- Task goal
Extract, from the records beneath this instruction, each line that contains the word "index".

╭──

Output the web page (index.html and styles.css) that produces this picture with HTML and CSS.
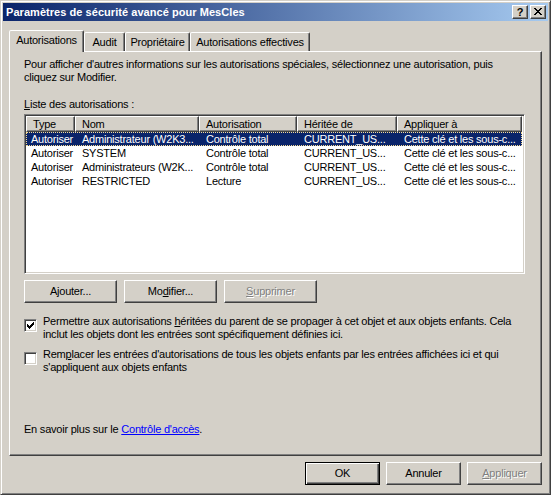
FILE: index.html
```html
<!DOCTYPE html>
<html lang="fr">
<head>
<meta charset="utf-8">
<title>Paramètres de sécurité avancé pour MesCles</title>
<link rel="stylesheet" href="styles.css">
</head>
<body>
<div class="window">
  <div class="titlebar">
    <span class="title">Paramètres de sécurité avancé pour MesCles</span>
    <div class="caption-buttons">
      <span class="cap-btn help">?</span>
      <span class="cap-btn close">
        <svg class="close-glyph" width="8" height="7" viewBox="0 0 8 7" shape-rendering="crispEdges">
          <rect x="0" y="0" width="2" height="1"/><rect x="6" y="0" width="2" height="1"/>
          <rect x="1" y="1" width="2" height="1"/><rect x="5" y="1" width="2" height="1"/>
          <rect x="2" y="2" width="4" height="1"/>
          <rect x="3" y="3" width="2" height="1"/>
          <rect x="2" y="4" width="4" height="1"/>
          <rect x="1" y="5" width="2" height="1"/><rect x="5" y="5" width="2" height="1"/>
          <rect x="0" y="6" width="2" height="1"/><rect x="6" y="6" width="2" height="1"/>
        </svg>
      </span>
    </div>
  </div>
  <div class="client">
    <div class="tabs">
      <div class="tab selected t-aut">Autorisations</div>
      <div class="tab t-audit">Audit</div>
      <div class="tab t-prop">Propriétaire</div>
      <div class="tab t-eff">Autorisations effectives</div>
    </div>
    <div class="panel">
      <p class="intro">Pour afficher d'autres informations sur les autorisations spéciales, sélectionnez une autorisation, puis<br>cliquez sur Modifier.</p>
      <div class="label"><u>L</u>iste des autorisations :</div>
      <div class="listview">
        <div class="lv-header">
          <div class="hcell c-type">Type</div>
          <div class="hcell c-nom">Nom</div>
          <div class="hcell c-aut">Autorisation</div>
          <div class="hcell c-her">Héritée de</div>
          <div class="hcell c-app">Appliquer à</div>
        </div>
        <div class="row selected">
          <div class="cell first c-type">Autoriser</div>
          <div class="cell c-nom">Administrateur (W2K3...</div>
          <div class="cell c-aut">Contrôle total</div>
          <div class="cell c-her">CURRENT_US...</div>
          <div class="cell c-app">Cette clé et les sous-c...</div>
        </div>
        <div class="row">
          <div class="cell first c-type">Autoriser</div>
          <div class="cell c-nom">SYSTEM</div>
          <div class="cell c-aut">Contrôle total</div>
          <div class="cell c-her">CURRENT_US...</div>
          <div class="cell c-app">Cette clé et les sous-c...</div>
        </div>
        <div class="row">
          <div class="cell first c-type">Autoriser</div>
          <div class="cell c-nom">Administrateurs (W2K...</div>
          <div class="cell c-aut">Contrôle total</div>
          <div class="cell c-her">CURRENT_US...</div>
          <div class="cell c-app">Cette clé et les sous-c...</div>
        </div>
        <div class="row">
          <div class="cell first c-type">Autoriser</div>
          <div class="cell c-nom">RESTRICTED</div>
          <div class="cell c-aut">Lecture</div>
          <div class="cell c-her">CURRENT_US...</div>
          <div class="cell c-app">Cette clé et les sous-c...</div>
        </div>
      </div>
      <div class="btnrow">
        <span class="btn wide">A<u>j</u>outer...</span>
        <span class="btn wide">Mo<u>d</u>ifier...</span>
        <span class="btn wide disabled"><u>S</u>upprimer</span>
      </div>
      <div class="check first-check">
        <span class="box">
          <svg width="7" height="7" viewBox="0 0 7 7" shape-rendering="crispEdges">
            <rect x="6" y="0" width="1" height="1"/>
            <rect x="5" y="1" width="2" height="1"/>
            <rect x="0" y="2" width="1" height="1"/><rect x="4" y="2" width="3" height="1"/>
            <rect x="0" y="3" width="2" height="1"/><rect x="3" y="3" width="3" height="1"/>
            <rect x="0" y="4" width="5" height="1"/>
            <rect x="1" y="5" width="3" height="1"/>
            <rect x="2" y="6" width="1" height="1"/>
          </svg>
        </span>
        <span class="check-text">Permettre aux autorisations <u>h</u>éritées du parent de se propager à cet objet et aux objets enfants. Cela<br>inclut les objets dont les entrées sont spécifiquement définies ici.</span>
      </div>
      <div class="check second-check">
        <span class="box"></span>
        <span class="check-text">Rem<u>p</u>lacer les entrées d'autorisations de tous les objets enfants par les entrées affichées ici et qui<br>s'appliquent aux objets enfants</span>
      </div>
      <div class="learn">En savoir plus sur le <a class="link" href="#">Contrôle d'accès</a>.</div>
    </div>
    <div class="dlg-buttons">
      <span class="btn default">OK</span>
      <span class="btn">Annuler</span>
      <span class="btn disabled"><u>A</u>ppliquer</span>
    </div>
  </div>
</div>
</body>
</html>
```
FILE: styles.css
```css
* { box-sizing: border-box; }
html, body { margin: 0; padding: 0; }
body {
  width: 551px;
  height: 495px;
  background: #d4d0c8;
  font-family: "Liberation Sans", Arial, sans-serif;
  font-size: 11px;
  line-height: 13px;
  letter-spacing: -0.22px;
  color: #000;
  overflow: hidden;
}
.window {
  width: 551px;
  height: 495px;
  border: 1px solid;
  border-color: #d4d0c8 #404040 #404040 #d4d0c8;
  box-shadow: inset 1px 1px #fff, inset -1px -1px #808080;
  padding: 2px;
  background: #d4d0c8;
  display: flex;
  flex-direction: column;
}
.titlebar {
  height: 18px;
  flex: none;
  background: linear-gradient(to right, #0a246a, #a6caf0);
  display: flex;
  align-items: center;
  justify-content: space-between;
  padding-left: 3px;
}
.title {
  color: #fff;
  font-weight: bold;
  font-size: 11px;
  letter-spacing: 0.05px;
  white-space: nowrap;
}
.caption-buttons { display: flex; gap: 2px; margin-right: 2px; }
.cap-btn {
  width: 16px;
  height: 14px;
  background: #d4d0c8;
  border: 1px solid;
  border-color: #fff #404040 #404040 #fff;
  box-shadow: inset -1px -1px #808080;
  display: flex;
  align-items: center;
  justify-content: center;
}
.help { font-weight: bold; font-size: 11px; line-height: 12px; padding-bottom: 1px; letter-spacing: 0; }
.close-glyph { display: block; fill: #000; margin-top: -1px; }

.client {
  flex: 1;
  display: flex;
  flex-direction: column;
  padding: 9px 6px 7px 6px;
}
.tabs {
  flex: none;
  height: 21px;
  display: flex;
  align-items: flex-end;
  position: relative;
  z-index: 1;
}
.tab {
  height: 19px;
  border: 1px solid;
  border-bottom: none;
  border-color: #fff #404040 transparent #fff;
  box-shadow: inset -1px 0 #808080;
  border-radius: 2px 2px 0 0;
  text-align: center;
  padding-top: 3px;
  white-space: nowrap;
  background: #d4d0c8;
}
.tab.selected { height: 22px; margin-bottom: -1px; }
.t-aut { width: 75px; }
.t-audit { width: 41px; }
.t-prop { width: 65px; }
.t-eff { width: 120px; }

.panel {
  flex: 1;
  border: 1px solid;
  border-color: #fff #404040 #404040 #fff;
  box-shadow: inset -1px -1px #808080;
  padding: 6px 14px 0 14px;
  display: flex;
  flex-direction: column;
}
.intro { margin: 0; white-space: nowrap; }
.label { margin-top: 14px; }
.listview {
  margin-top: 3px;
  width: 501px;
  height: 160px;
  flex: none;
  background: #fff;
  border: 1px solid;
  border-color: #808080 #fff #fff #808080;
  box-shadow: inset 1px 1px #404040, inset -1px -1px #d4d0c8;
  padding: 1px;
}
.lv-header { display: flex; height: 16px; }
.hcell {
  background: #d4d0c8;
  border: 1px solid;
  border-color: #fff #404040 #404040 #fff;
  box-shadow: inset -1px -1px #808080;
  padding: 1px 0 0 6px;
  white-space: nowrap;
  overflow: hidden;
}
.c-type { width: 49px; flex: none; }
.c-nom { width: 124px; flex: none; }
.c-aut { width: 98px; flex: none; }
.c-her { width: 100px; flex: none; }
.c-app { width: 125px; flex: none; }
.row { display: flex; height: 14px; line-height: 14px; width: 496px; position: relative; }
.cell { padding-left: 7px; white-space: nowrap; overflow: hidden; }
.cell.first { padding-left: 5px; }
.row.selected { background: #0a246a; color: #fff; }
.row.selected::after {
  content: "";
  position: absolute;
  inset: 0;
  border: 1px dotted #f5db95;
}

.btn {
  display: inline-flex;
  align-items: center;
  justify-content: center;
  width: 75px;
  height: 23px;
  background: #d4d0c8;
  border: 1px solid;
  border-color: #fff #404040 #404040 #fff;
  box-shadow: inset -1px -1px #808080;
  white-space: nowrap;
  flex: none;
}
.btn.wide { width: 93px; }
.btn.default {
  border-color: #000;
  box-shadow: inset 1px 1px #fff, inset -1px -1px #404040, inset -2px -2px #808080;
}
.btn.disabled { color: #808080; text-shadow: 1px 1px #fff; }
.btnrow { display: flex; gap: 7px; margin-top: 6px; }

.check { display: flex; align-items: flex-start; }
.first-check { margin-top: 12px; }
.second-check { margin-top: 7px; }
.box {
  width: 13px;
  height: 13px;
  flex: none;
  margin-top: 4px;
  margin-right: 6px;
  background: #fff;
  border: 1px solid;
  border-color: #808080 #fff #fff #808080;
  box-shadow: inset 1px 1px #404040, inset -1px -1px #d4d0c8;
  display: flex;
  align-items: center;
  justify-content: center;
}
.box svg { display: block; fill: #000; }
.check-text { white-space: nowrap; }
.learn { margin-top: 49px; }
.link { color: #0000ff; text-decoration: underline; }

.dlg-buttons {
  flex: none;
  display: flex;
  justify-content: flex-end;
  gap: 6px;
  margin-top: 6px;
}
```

╰──
╭──

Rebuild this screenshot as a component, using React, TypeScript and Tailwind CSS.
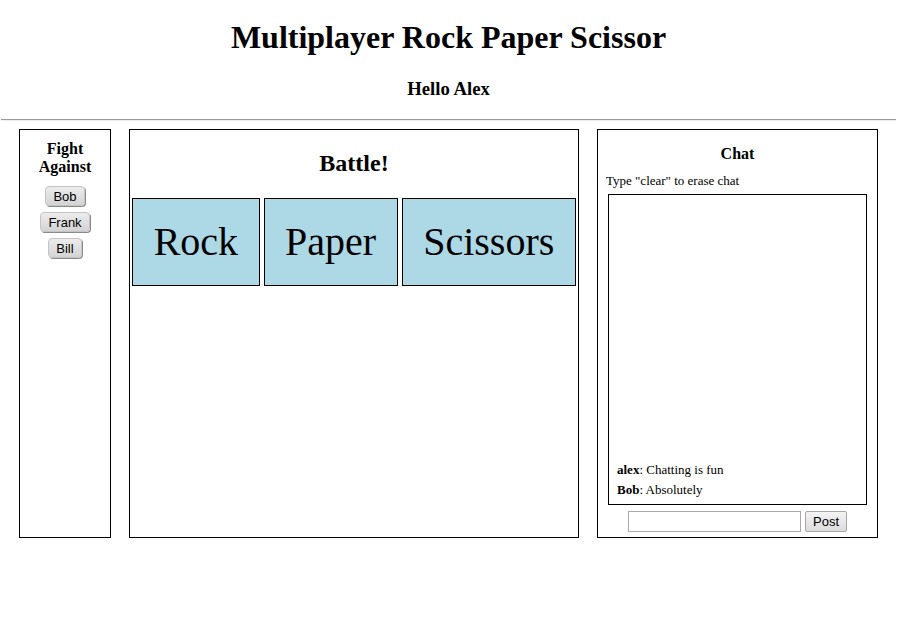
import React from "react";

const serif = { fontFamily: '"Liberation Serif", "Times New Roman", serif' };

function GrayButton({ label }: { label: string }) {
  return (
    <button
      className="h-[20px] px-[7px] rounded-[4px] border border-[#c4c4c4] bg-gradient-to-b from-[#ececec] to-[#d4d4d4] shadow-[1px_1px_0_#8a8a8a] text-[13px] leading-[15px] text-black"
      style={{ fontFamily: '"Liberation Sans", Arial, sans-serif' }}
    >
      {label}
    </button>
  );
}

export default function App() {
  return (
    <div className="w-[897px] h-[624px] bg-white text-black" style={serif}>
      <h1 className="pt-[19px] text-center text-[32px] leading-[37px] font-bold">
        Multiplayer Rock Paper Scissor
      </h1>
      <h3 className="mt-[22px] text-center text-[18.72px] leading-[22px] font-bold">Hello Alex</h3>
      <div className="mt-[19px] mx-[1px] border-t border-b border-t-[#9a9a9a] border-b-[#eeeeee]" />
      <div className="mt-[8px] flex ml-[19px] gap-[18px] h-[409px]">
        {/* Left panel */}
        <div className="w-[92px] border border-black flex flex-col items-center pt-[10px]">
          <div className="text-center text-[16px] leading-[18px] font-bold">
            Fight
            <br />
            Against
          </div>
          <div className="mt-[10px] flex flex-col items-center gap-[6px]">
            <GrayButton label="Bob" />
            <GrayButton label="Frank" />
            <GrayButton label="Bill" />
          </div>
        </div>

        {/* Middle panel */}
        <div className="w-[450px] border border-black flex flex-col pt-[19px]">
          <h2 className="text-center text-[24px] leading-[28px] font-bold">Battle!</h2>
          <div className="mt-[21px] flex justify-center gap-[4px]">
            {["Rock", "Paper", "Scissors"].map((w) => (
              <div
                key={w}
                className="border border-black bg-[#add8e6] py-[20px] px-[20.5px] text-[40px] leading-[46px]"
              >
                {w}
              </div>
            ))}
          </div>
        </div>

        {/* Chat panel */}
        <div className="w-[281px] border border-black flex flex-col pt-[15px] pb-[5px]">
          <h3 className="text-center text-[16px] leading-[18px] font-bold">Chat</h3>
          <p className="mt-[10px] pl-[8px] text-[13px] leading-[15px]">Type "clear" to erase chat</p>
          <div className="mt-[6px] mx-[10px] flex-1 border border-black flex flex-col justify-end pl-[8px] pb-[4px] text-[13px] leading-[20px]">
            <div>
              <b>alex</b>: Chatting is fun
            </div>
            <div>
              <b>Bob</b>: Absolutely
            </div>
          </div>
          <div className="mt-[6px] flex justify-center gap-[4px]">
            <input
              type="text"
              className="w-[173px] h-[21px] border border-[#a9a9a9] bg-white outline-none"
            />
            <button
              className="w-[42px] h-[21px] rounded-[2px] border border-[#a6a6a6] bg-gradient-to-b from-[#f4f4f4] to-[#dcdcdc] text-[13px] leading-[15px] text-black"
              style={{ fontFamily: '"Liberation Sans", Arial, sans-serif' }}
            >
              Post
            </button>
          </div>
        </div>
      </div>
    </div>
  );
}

╰──

- The solution
Output the web page (index.html and styles.css) that produces this picture with HTML and CSS.
FILE: index.html
  z-index: 1;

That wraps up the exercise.